OPEC ministers, haunted by fears of an oil supply glut and ensuing market collapse, refused on Monday to bow to pressure to bolster output despite 10-year high prices. Instead, they called a special meeting for January 17 to discuss cutting production.
Qatar Energy Minister Abdullah al-Attiyah, asked about the chances of OPEC opening up the taps before January, told reporters: "No, I don't think so, unless there is a force majeure."
Oil prices, well above $30 a barrel, were too high despite OPEC's four production increases this year, ministers said at a final, official meeting which lasted just over one hour. But OPEC president Ali Rodriguez blamed steep taxes in consuming countries and market speculation, and said OPEC had done all it could to try and bring prices down.
"OPEC has more than fulfilled its role as a reliable oil supplier," he said in an address to colleagues at the headquarters of the 11-nation Organization of Petroleum Exporting Countries (OPEC).
"The true reasons for currently high prices lie behind a series of other factors not directly linked to crude oil supply," Rodriguez said, blaming the distortions caused by taxes in consumer nations.
Saudi Arabia, easily the world's biggest oil exporter and a major ally of the biggest consumer, the United States, tried to bridge the emerging divide between the two sides. "I want to reaffirm there is no elimination, no ruling out of further increments," he told reporters minutes before an official meeting of the 11-nation body.
"We have continually said that when it is determined that there is a shortage of supply, OPEC, certainly Saudi Arabia, will rise to the occasion to make up the shortage."
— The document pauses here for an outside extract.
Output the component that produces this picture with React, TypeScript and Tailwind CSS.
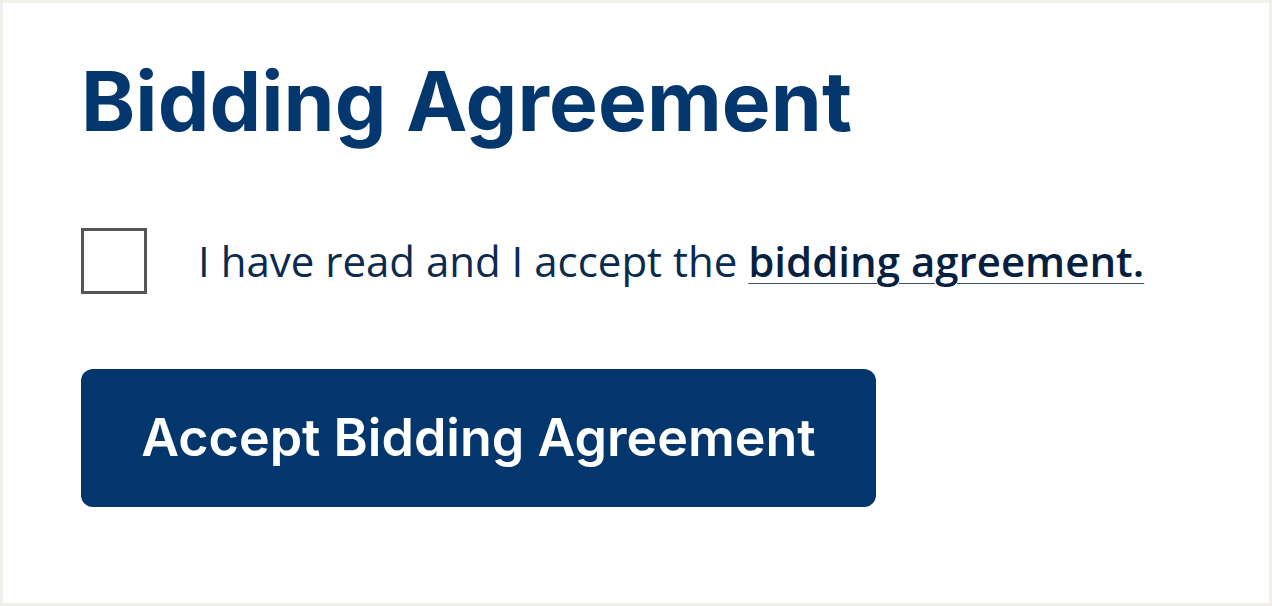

Ministers had delayed their official Vienna meeting by a day until Monday morning after a funicular railcar inferno killed at least 154 people in Austria on Saturday.
"I would like to extend our most sincere condolences to the government and people of Austria and to the families of the victims," said the OPEC president Rodriguez, who was chosen to be new secretary general from next year.
Oil prices have prompting fuel price protests in consumer countries and threatening a global economic slowdown. But OPEC ministers said they feared a future price collapse, citing expert forecasts that supplies at current levels would outstrip expected demand by at least a million barrels a day by March next year.
They have all but ruled out allowing an OPEC price-band mechanism to automatically trigger a further 500,000 barrels a day increase at the end of November.
The mechanism triggers an output increase if prices remain over $28 a barrel for 20 working days or a production cut if they persist below $22 for 10 consecutive working days. But Saudi Arabia's Naimi refused to pronounce the mechanism dead.
"The price band is still in effect. We would like to see a price in the $22-28 band," he said. Asked about the critical factors for any decision at the January 17 meeting in Vienna, he said ministers would take into account the effect of all the increases so far, inventory levels and prices.
"We would like to see a price that is reasonable," he said. Analysts said OPEC was trying to persuade the market that oil prices were now stuck at higher levels. Generally OPEC is trying to convince the market that prices are in a new higher trading range," said Mehdi Varzi, a London-based analyst with Dresdner Kleinwort Benson.